Penso que não. A Guiné-Bissau afirmou-se ao longo dos anos e tinha todas as condições de evoluir como um Estado normal, sem os problemas que vivemos. Mas aqueles que estiveram no poder esqueceram-se do compromisso que assumiram, particularmente muitos combatentes pela liberdade da pátria, que perderam o sentido patriótico, perderam o sentido de compromisso com o povo da Guiné-Bissau. Isso levou a que todo este processo descarrilasse. Hoje fala-se da Guiné-Bissau como um narcoestado. Admito que, tendo em conta a fragilidade das suas instituições e as apetências de alguma gente ligada ao poder, a Guiné-Bissau tenha sido utilizada pelo narcotráfico e pelo crime organizado, mas o narcoestado é quando as instituições do Estado estão envolvidas directamente no narcotráfico, o que não acontece na Guiné-Bissau.
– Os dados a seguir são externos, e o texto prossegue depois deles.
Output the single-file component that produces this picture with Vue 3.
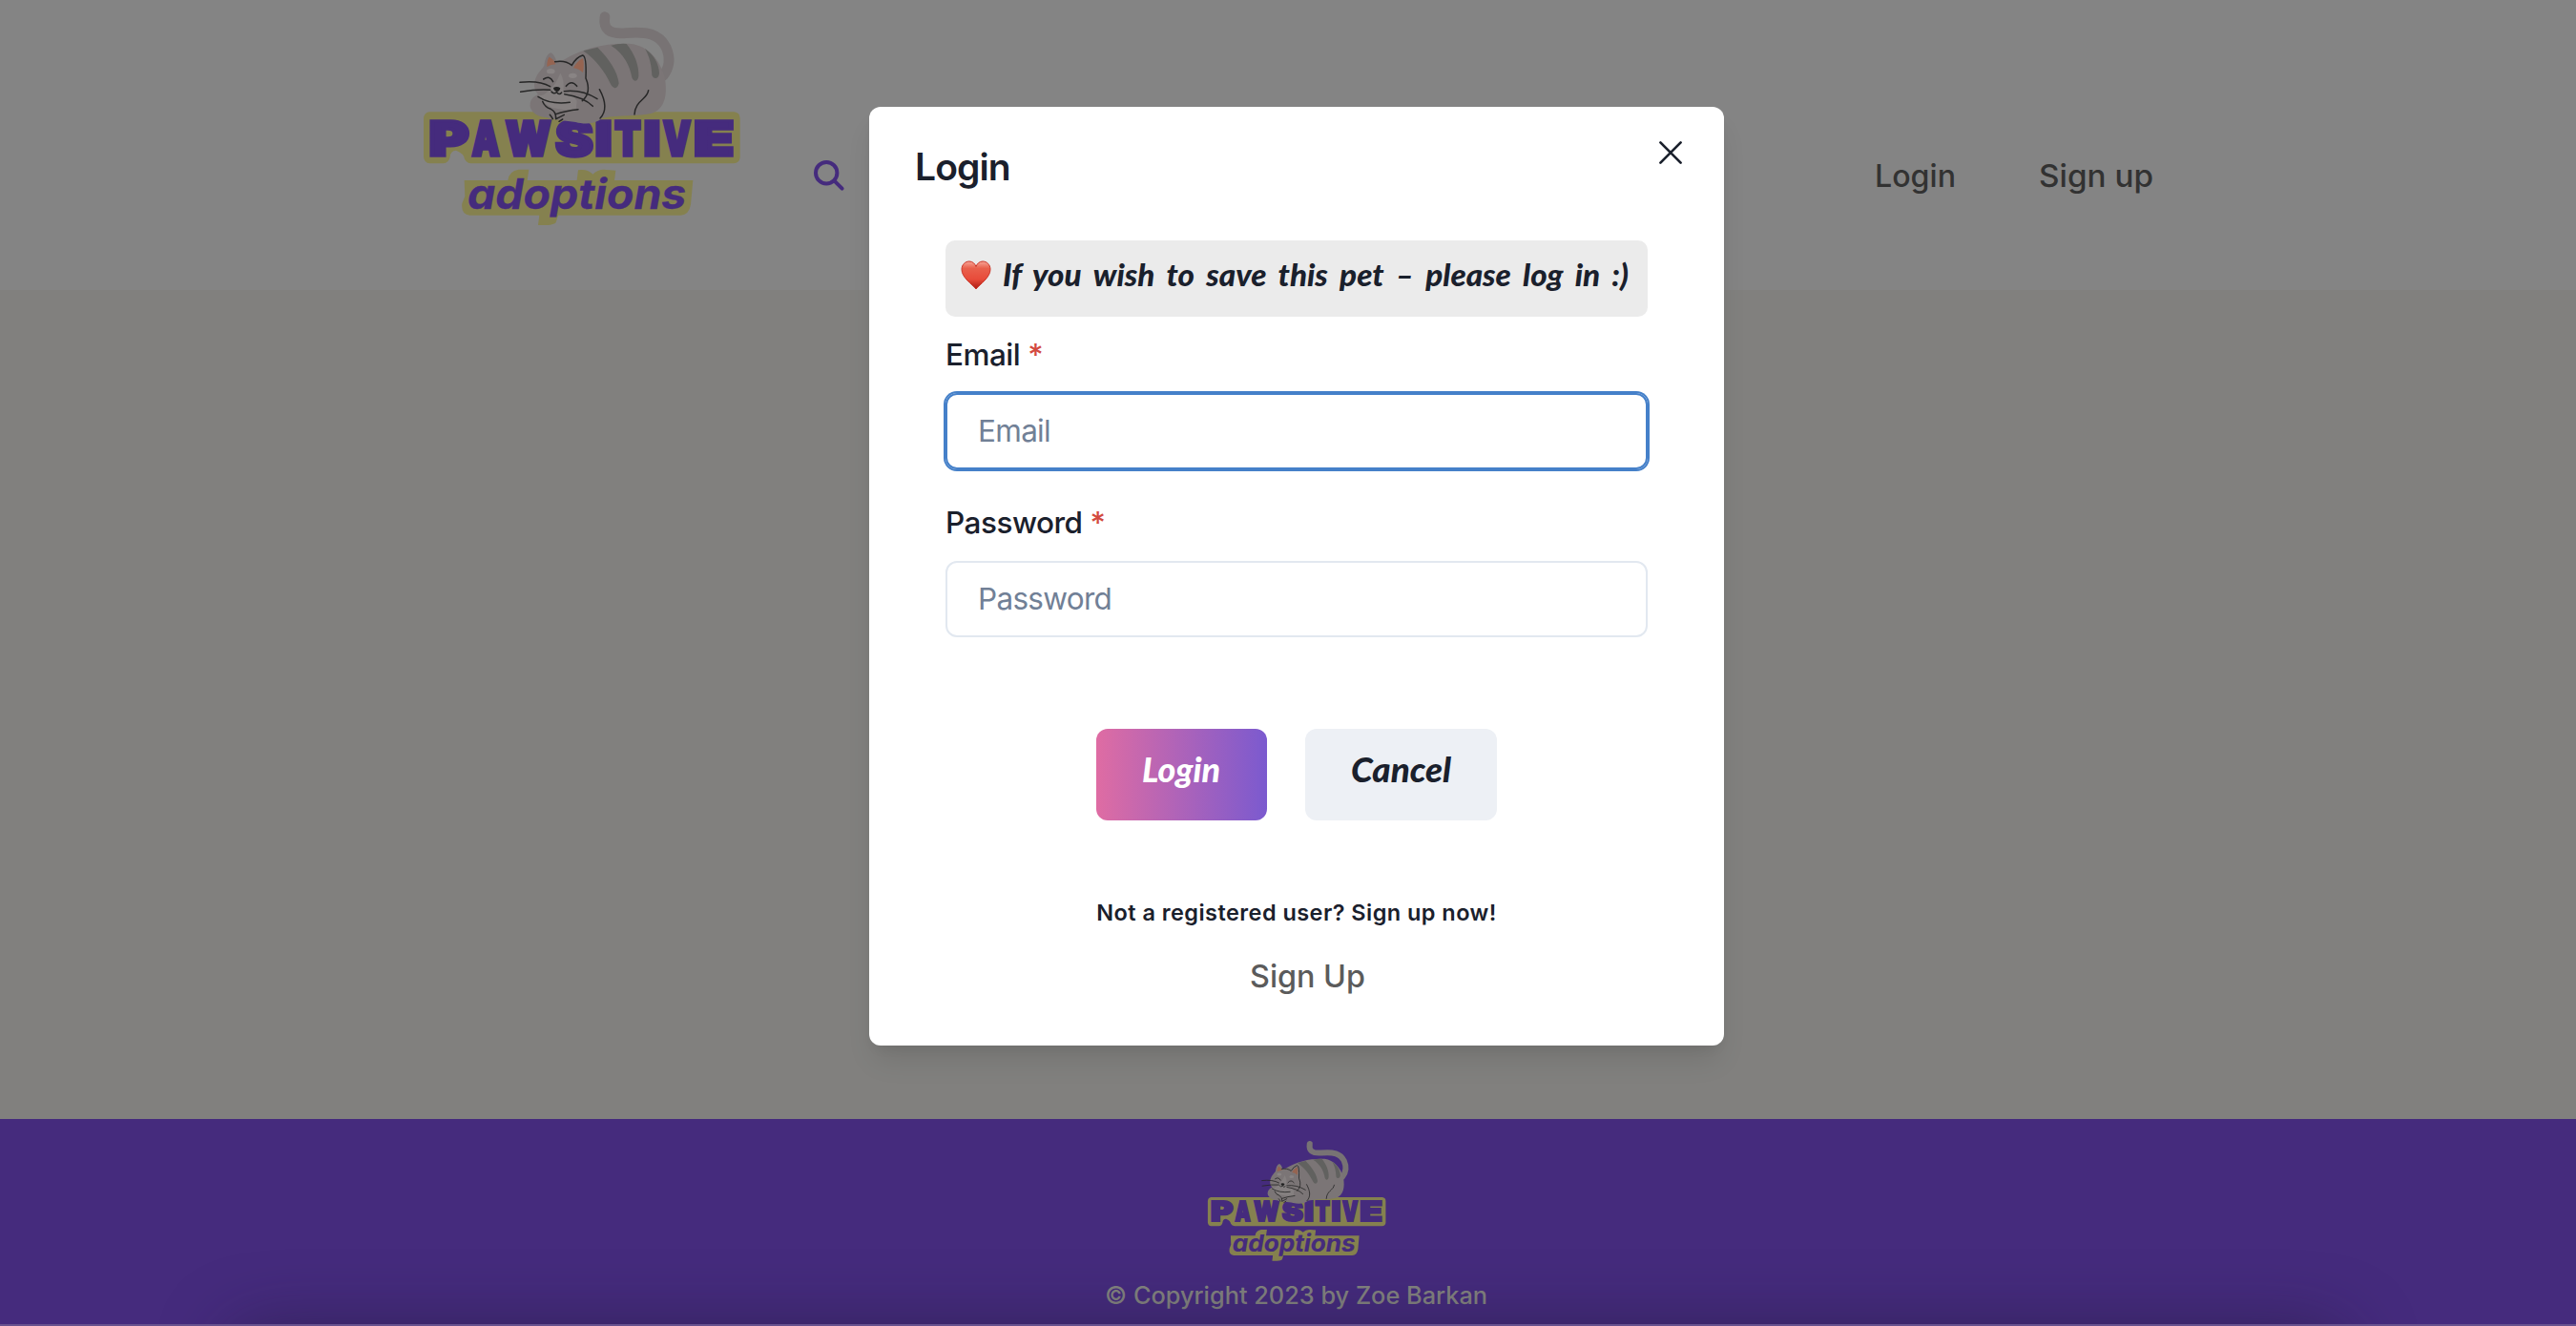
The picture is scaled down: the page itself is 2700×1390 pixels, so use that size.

Mas durante o Governo anterior, em que serviu como ministro, as autoridades conseguiram a maior apreensão de droga de sempre no país, 1800 toneladas, e duas pessoas, Braima Seidi Bá e Ricardo Monje, foram condenadas no processo.

 

Agora, o Supremo Tribunal anulou a sentença, isso não é um sinal de que o narcotráfico domina as instituições?

 

É um sinal de que há conluio, de que há interesses, mas não são as instituições, são as pessoas. Para ser um narcoestado, o Estado teria que estar mergulhado no narcotráfico e o dinheiro seria utilizado em prol de algumas acções do Estado, mas nós não vemos isso. 

 

Quer dizer que não tem sequer o lado positivo do narcoestado?

 

A Guiné-Bissau tem a fama mas não tem qualquer proveito enquanto Estado. Em 2020 tinha proposto um necessário pacto político-social, mas ninguém o ouviu... Os interesses tornam as pessoas surdas e o problema persiste. Sinto que há uma ausência de sentido patriótico extremamente forte. O guineense começa a tornar-se egoísta e isso vem também do tipo de regime que instauramos, da ausência de educação. A nossa salvação será apostar na educação, apostar na cultura, para podermos atingir os objectivos do desenvolvimento. Precisamos de uma solução que nos leve a uma plataforma de entendimento entre todos e a partir daí construir de facto o país. Temos de concordar sobre políticas de educação, saúde, juventude, para todos os sectores da vida do país e podermos dizer que abaixo dessa plataforma ninguém desce. A grande realidade é que quando eu saio, vem outro e faz a política de terra queimada, arrasa tudo, para recomeçar em vez de pegar no que foi feito para dar continuidade.

 

Essa seria a base para a refundação do Estado?

 

Como falamos da refundação do Estado, muita gente diz “bom, vocês querem fazer uma nova independência...” Não, nós queremos é que se alterem as práticas nefastas que têm ocorrido ao longo dos anos e que têm conduzido à situação degradante que o país tem vivido. Temos que ser capazes de recuperar aquilo que eram os valores societários guineenses. Se não conseguirmos fazer isso, corremos o risco de caminhar para um Estado falhado de facto. Mas continuo a acreditar que a esperança de vida da GuinéBissau ainda não acabou.